Pub Date: Jan. 19th, 1996
Publisher: Dunne/St. Martin's

The quietest disappearance imaginable--a Connecticut chemistry professor fails to return from her vacation on Cape Cod--blossoms into international intrigue in this deftly understated first novel. The police in Cotchpinicut, Mass., think that finding Catherine Lakey's sandal washed up on the beach indicates that she never returned from her last swim. But her orphaned niece, Nancy Mulholland, arriving from the Midwest, finds too many false notes in Catherine's unexceptionable life to be convinced. Why did a man turning up months ago at Ruth Lakey's nursing home pass himself off as Catherine's brother, and why, when Catherine found out about her mother's visitor, did she ask the staff-not to tell her niece? What's the meaning of the unobtrusive clues--a jar of marmalade, a telltale cookbook--Catherine has left behind at Cotchpinicut, clues that nobody but Nancy would notice? And why was Richard Weiss, Catherine's friend in Pittsburgh who promised to explain everything to Nancy, killed hours before she could reach him?
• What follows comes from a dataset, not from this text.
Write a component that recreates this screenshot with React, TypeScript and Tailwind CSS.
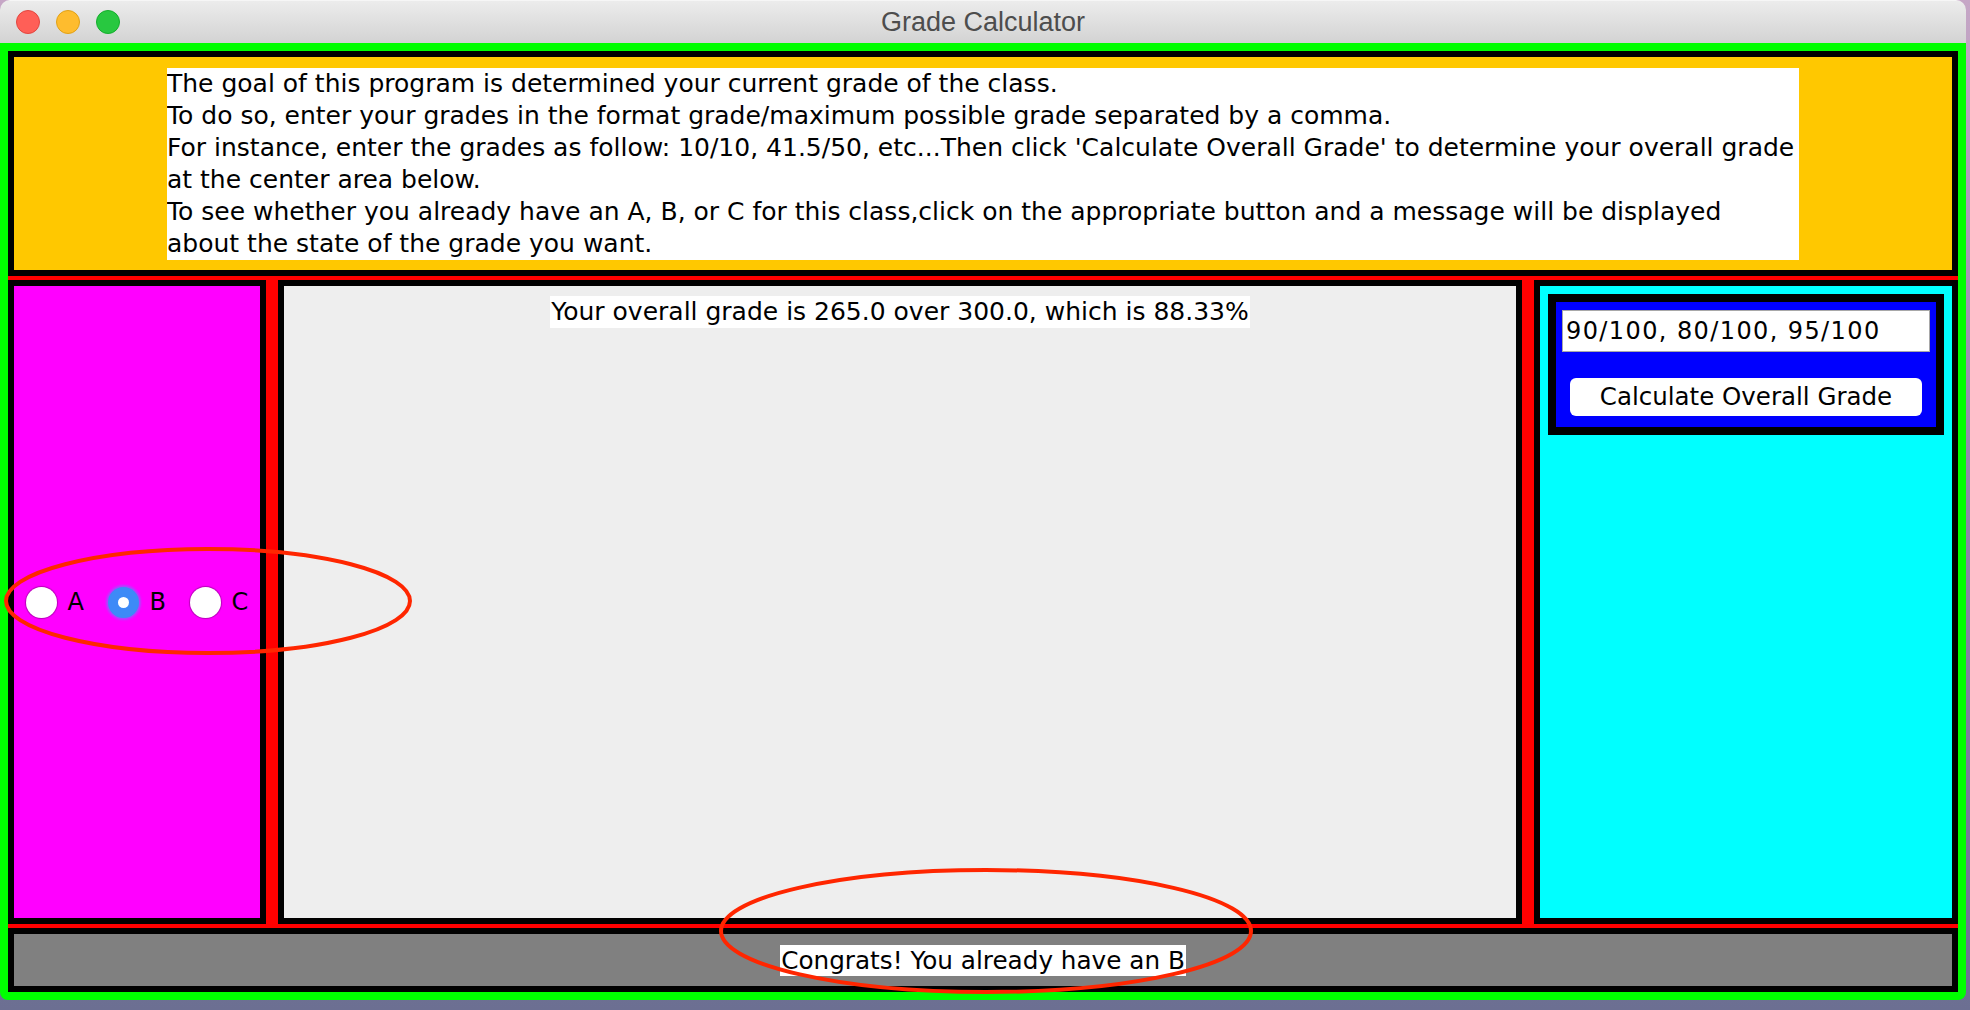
const Radio = ({ label, checked }: { label: string; checked?: boolean }) => {
    return (
        <div className="flex flex-row items-center w-[59px]">
            {checked ? (
                <span className="w-[31px] h-[31px] rounded-full bg-[#3d8af7] flex items-center justify-center shadow-[0_0_2px_2px_rgba(110,120,255,0.55)]">
                    <span className="w-[11px] h-[11px] rounded-full bg-white"></span>
                </span>
            ) : (
                <span className="w-[31px] h-[31px] rounded-full bg-white shadow-[0_0_1px_1px_rgba(0,0,0,0.28)]"></span>
            )}
            <span className="ml-[11px] text-[24px] leading-[28px] text-black">{label}</span>
        </div>
    )
}

const TitleBar = () => {
    return (
        <div className="flex flex-row items-center h-[43px] shrink-0 bg-gradient-to-b from-[#ececec] to-[#d3d3d3] border-t border-[#f6f6f6]">
            <div className="flex flex-row gap-[16px] pl-[16px] w-[120px]">
                <span className="w-[24px] h-[24px] rounded-full bg-[#ff5f57] border border-[#e2463f]"></span>
                <span className="w-[24px] h-[24px] rounded-full bg-[#febc2e] border border-[#e1a116]"></span>
                <span className="w-[24px] h-[24px] rounded-full bg-[#28c840] border border-[#14ae2c]"></span>
            </div>
            <div className="flex-1 text-center font-['Liberation_Sans',sans-serif] text-[27px] text-[#4d4d4d]">Grade Calculator</div>
            <div className="w-[120px]"></div>
        </div>
    )
}

const App = () => {
    return (
        <div className="relative w-[1970px] h-[1010px] overflow-hidden bg-gradient-to-b from-[#c6a6c6] via-[#8f86a8] to-[#6c6f92] font-['DejaVu_Sans',sans-serif]">
            <div className="flex flex-col w-[1966px] h-[1000px] rounded-t-[10px] rounded-b-[8px] overflow-hidden">
                <TitleBar />
                <div className="flex-1 min-h-0 bg-[#00ff00] p-[8px]">
                    <div className="flex flex-col h-full gap-[4px] bg-[#ff0000]">
                        {/* instructions */}
                        <div className="flex items-center justify-center h-[225px] shrink-0 border-[6px] border-black bg-[#ffc800]">
                            <div className="w-[1632px] bg-white text-black text-[25px] leading-[32px] whitespace-nowrap overflow-hidden">
                                <div>The goal of this program is determined your current grade of the class.</div>
                                <div>To do so, enter your grades in the format grade/maximum possible grade separated by a comma.</div>
                                <div>For instance, enter the grades as follow: 10/10, 41.5/50, etc...Then click 'Calculate Overall Grade' to determine your overall grade</div>
                                <div>at the center area below.</div>
                                <div>To see whether you already have an A, B, or C for this class,click on the appropriate button and a message will be displayed</div>
                                <div>about the state of the grade you want.</div>
                            </div>
                        </div>

                        <div className="flex flex-row flex-1 min-h-0 gap-[12px]">
                            <div className="flex flex-row items-center justify-center gap-[23px] w-[258px] border-[6px] border-black bg-[#ff00ff]">
                                <Radio label="A" />
                                <Radio label="B" checked />
                                <Radio label="C" />
                            </div>

                            <div className="flex flex-col items-center w-[1244px] pt-[10px] border-[6px] border-black bg-[#eeeeee]">
                                <div className="h-[32px] px-[1px] bg-white text-[25px] leading-[32px] text-black whitespace-nowrap">Your overall grade is 265.0 over 300.0, which is 88.33%</div>
                            </div>

                            <div className="flex-1 p-[8px] border-[6px] border-black bg-[#00ffff]">
                                <div className="flex flex-col h-[141px] px-[6px] pt-[8px] border-[8px] border-black bg-[#0000ff]">
                                    <input
                                        className="h-[42px] w-full pl-[3px] border border-[#a8a8a8] bg-white text-[24px] tracking-[1.4px] text-black outline-none"
                                        defaultValue="90/100, 80/100, 95/100"
                                        type="text"
                                    />
                                    <button className="mt-[26px] mx-[8px] h-[38px] rounded-[6px] bg-white text-[24.5px] text-black">Calculate Overall Grade</button>
                                </div>
                            </div>
                        </div>

                        <div className="flex items-center justify-center h-[64px] shrink-0 border-[6px] border-black bg-[#808080]">
                            <div className="h-[31px] px-[1px] bg-white text-[24.7px] leading-[31px] text-black whitespace-nowrap">Congrats! You already have an B</div>
                        </div>
                    </div>
                </div>
            </div>

            {/* hand-drawn annotation ellipses */}
            <svg className="absolute left-0 top-0 pointer-events-none" width="1970" height="1010">
                <ellipse cx="208" cy="601" rx="202" ry="52" fill="none" stroke="#ff2600" strokeWidth="4" />
                <ellipse cx="986" cy="931" rx="265" ry="61" fill="none" stroke="#ff2600" strokeWidth="4" />
            </svg>
        </div>
    )
}

export default App;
Enlisting the reluctant help of Frank Simco, Catherine's dean, Nancy doggedly ties her aunt in to a government agency that's evidently found a way to carry out assassinations without leaving a trace. This end of the plot is standard espionage fare, of course; but the authors take such pains to set the hook--keeping close to Nancy's puzzled, quietly determined point of view for so long--that the James Bond heroics, when they finally come, seem like a natural outgrowth of the missing-relative story; and it's highly appropriate that the climax turns on questions of moral accountability, not the principals' personal survival. The Pelican Brief without all those killers skulking in the shadows--and with a far more likable, believable pair of heroines.